Move Over Credit Score, New Tool Helps Users And Lenders Evaluate Credit Potential

Harvest Platform has launched a new tool to help lenders make better credit decisions—and, in the process, help consumers gain access to much-needed credit.

Its PRO Index moves beyond just the decade-old credit score as a barometer of credit-worthiness. Rather, it also takes into account a user’s debt as a percentage of income and expenses as a percentage of income. It a nutshell, it assesses a user’s ability to keep on top of debt, as well as their overall expense obligations and spending habits.

This broader metric is especially important amid the pandemic, which has wreaked havoc on the finances of many consumers, Nami Baral, founder and chief executive, tells Forbes in an interview.

Consider a Finicity survey of 2,000 U.S. respondents in June that noted 55% of respondents have lost their jobs or had their income impacted because of Covid-19. Given the financial hardship, 61% of the impacted are worried about harm to their credit. What’s more, nearly all (95%) of the impacted are apprehensive about their ability to rebuild their credit and finance purchases down the road—even after the pandemic passes and recessionary conditions abate, according to the Finicity report.

That’s where the PRO Index can be especially useful. Credit score is a historical analysis, but used alone, it doesn’t give the full picture of a consumer’s potential, Baral says. Combining that with factors related to a customer’s spending habits and their ability to pay makes for a much stronger indicator, Baral says.
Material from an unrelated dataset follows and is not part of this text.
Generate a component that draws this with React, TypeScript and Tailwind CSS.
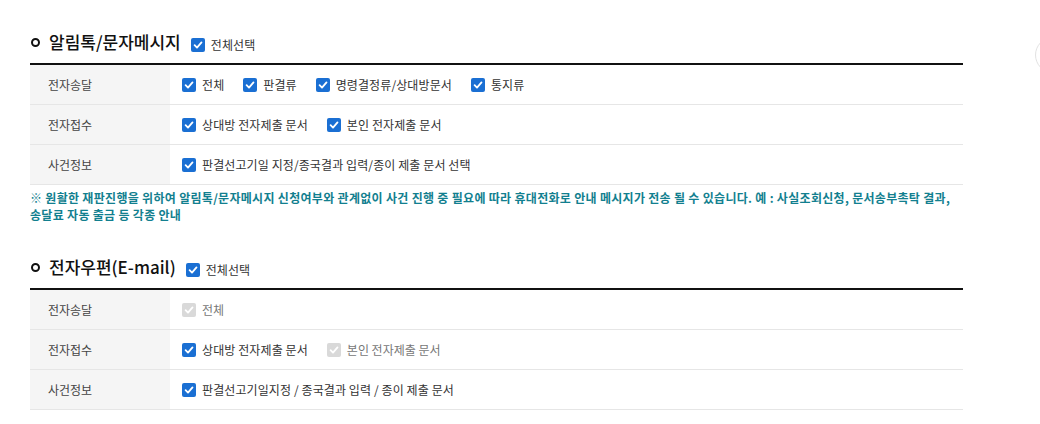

Harvest has NY-area credit unions signed up, a spokeswoman says. Lenders pay a per user per month fee to help them better understand the financial wellness of their existing customer portfolio.

Harvest Platform launched in 2019 with the stated goal of helping consumers increase their net worth. Its first product, an automated fee negotiation tool, has hundreds of thousands of users, Baral says. The tool helps users identify negotiable bank fees and interest charges and help get them refunded back to their account. There is no upfront cost for individual users. Harvest collects 25% for auto-negotiate, but only when customers get their money back.

So, for instance, if the platform identifies $250 in credit card fees and is able to get $150 back for the customer, the customer receives back 75% of that, or $112.50. On average, Harvest has a 90% success rate in getting some amount of refund for its users, a spokeswoman says.

The platform also offers users a debt dashboard, which helps users identify their debts and offers suggestions and insights on potential savings from modifying their debt payments.

The company has raised $3.2 million in two rounds of venture funding, from backers including Barclays Capital and Lakehouse Ventures.